Written problem:
What is the number of lines in the data holding the word "index"? Give that number by itself.
--- --- ---
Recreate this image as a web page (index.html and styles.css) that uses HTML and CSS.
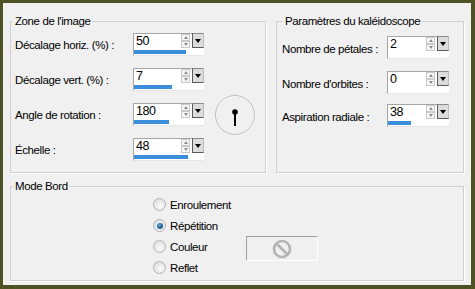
FILE: index.html
```html
<!DOCTYPE html>
<html lang="fr">
<head>
<meta charset="utf-8">
<link rel="stylesheet" href="styles.css">
</head>
<body>
<div class="frame">
  <div class="top">
    <fieldset class="group zone">
      <legend>Zone de l'image</legend>
      <div class="zone-body">
        <div class="rows">
          <div class="row">
            <span class="lbl">Décalage horiz. (%) :</span>
            <div class="spin">
              <div class="spin-top"><span class="val">50</span><span class="arrows"><i class="up"></i><i class="down"></i></span><span class="drop"></span></div>
              <div class="track"><div class="bar" style="width:52px"></div></div>
            </div>
          </div>
          <div class="row">
            <span class="lbl">Décalage vert. (%) :</span>
            <div class="spin">
              <div class="spin-top"><span class="val">7</span><span class="arrows"><i class="up"></i><i class="down"></i></span><span class="drop"></span></div>
              <div class="track"><div class="bar" style="width:38px"></div></div>
            </div>
          </div>
          <div class="row">
            <span class="lbl">Angle de rotation :</span>
            <div class="spin">
              <div class="spin-top"><span class="val">180</span><span class="arrows"><i class="up"></i><i class="down"></i></span><span class="drop"></span></div>
              <div class="track"><div class="bar" style="width:35px"></div></div>
            </div>
          </div>
          <div class="row">
            <span class="lbl">Échelle :</span>
            <div class="spin">
              <div class="spin-top"><span class="val">48</span><span class="arrows"><i class="up"></i><i class="down"></i></span><span class="drop"></span></div>
              <div class="track"><div class="bar" style="width:54px"></div></div>
            </div>
          </div>
        </div>
        <div class="dial">
          <svg width="44" height="44" viewBox="0 0 44 44">
            <circle cx="22.5" cy="22.5" r="19.5" fill="none" stroke="#ffffff" stroke-width="1"/>
            <circle cx="22" cy="22" r="19.5" fill="none" stroke="#bdbdbd" stroke-width="1"/>
            <line x1="22" y1="19" x2="22" y2="33" stroke="#000" stroke-width="2"/>
            <circle cx="22" cy="19" r="2.8" fill="#000"/>
          </svg>
        </div>
      </div>
    </fieldset>
    <fieldset class="group params">
      <legend>Paramètres du kaléidoscope</legend>
      <div class="prow r1">
        <span class="lbl">Nombre de pétales :</span>
        <div class="spin small">
          <div class="spin-top"><span class="val">2</span><span class="arrows"><i class="up"></i><i class="down"></i></span><span class="drop"></span></div>
          <div class="track"></div>
        </div>
      </div>
      <div class="prow r2">
        <span class="lbl">Nombre d'orbites :</span>
        <div class="spin small">
          <div class="spin-top"><span class="val">0</span><span class="arrows"><i class="up"></i><i class="down"></i></span><span class="drop"></span></div>
          <div class="track"></div>
        </div>
      </div>
      <div class="prow r3">
        <span class="lbl">Aspiration radiale :</span>
        <div class="spin small">
          <div class="spin-top"><span class="val">38</span><span class="arrows"><i class="up"></i><i class="down"></i></span><span class="drop"></span></div>
          <div class="track"><div class="bar" style="width:23px"></div></div>
        </div>
      </div>
    </fieldset>
  </div>
  <fieldset class="group bord">
    <legend>Mode Bord</legend>
    <div class="bord-body">
      <div class="radios">
        <label class="radio"><span class="dot"></span>Enroulement</label>
        <label class="radio"><span class="dot on"></span>Répétition</label>
        <label class="radio"><span class="dot"></span>Couleur</label>
        <label class="radio"><span class="dot"></span>Reflet</label>
      </div>
      <div class="color-box">
        <svg width="22" height="22" viewBox="0 0 22 22">
          <circle cx="11" cy="11" r="8" fill="none" stroke="#b4b4b4" stroke-width="2.6"/>
          <line x1="5.5" y1="5.5" x2="16.5" y2="16.5" stroke="#b4b4b4" stroke-width="2.6"/>
        </svg>
      </div>
    </div>
  </fieldset>
</div>
</body>
</html>
```
FILE: styles.css
```css
html, body {
  margin: 0;
  padding: 0;
  background: #4c5224;
}

.frame {
  width: 475px;
  height: 289px;
  box-sizing: border-box;
  border-style: solid;
  border-color: #4c5224;
  border-width: 3px 4px 4px 3px;
  background: #f0f0f0;
  padding: 11px 7px 4px 7px;
  font-family: "Liberation Sans", Arial, sans-serif;
  font-size: 11.5px;
  letter-spacing: -0.4px;
  color: #000;
  white-space: nowrap;
}

.top {
  display: flex;
  gap: 10px;
}

.group {
  margin: 0;
  min-width: 0;
  border: 1px solid #d0d0d0;
  box-shadow: 1px 1px 0 #ffffff;
}

.group legend {
  padding: 0 2px;
  margin-left: -2px;
  line-height: 14px;
}

.zone {
  width: 256px;
  box-sizing: border-box;
  padding: 5px 4px 11px 4px;
}

.params {
  flex: 1;
  padding: 8px 5px 0 5px;
}

.params legend {
  margin-left: 1px;
}

.zone-body {
  display: flex;
  align-items: flex-start;
}

.rows {
  display: flex;
  flex-direction: column;
  gap: 12px;
}

.row {
  display: flex;
  align-items: center;
  height: 23px;
}

.row .lbl {
  width: 118px;
  line-height: 14px;
  padding-top: 1px;
}

.prow {
  display: flex;
  align-items: center;
  height: 23px;
}

.prow .lbl {
  width: 105px;
  line-height: 14px;
  padding-top: 2px;
}

.prow.r2 {
  margin-top: 12px;
}

.prow.r3 {
  margin-top: 10px;
}

.spin {
  width: 71px;
  height: 23px;
  box-sizing: border-box;
  background: #ffffff;
  border-left: 1px solid #a6a6a6;
  border-top: 1px solid #a6a6a6;
  border-bottom: 1px solid #e6e6e6;
  display: flex;
  flex-direction: column;
}

.spin.small {
  width: 62px;
}

.spin-top {
  display: flex;
  height: 15px;
}

.val {
  flex: 1;
  font-size: 12.5px;
  letter-spacing: -0.5px;
  line-height: 14px;
  padding-left: 2px;
}

.arrows {
  width: 9px;
  display: flex;
  flex-direction: column;
  margin-right: 2px;
}

.arrows i {
  display: block;
  height: 7px;
  box-sizing: border-box;
  border: 1px solid #c9c9c9;
  background: #f6f6f6;
  position: relative;
}

.arrows i::after {
  content: "";
  position: absolute;
  left: 1.5px;
  border-left: 2.5px solid transparent;
  border-right: 2.5px solid transparent;
}

.arrows .up::after {
  top: 1px;
  border-bottom: 3px solid #8c8c8c;
}

.arrows .down::after {
  top: 1px;
  border-top: 3px solid #8c8c8c;
}

.drop {
  width: 12px;
  height: 15px;
  box-sizing: border-box;
  margin-top: -1px;
  background: #dcdcdc;
  border-left: 1px solid #5a5a5a;
  border-bottom: 1px solid #5a5a5a;
  border-top: 1px solid #8a8a8a;
  border-right: 1px solid #bdbdbd;
  position: relative;
}

.drop::after {
  content: "";
  position: absolute;
  left: 1.5px;
  top: 4.5px;
  border-left: 3.5px solid transparent;
  border-right: 3.5px solid transparent;
  border-top: 4px solid #000;
}

.track {
  margin-top: auto;
  margin-bottom: 1px;
  height: 4px;
}

.bar {
  height: 4px;
  background: #3d8ddd;
}

.dial {
  margin-left: 9px;
  margin-top: 60px;
  width: 44px;
  height: 44px;
}

.dial svg {
  display: block;
}

.bord {
  margin-top: 6px;
  padding: 1px 4px 2px 4px;
}

.bord-body {
  display: flex;
  align-items: flex-start;
}

.radios {
  margin-left: 138px;
  width: 93px;
  display: flex;
  flex-direction: column;
}

.radio {
  display: flex;
  align-items: center;
  height: 21px;
  line-height: 14px;
}

.dot {
  width: 13px;
  height: 13px;
  box-sizing: border-box;
  border-radius: 50%;
  border: 1px solid #b3b3b3;
  background: radial-gradient(circle at 60% 65%, #fbfbfb 0%, #e2e2e2 70%, #d0d0d0 100%);
  margin-right: 4px;
  position: relative;
}

.dot.on::after {
  content: "";
  position: absolute;
  left: 2.5px;
  top: 2.5px;
  width: 6px;
  height: 6px;
  border-radius: 50%;
  background: radial-gradient(circle at 40% 35%, #6fa8d4 0%, #1f6396 55%, #0f3f66 100%);
}

.color-box {
  margin-top: 42px;
  width: 72px;
  height: 25px;
  box-sizing: border-box;
  border: 1px solid;
  border-color: #a0a0a0 #ffffff #ffffff #a0a0a0;
  display: flex;
  align-items: center;
  justify-content: center;
}

.color-box svg {
  display: block;
}
```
--- --- ---
Task result:
2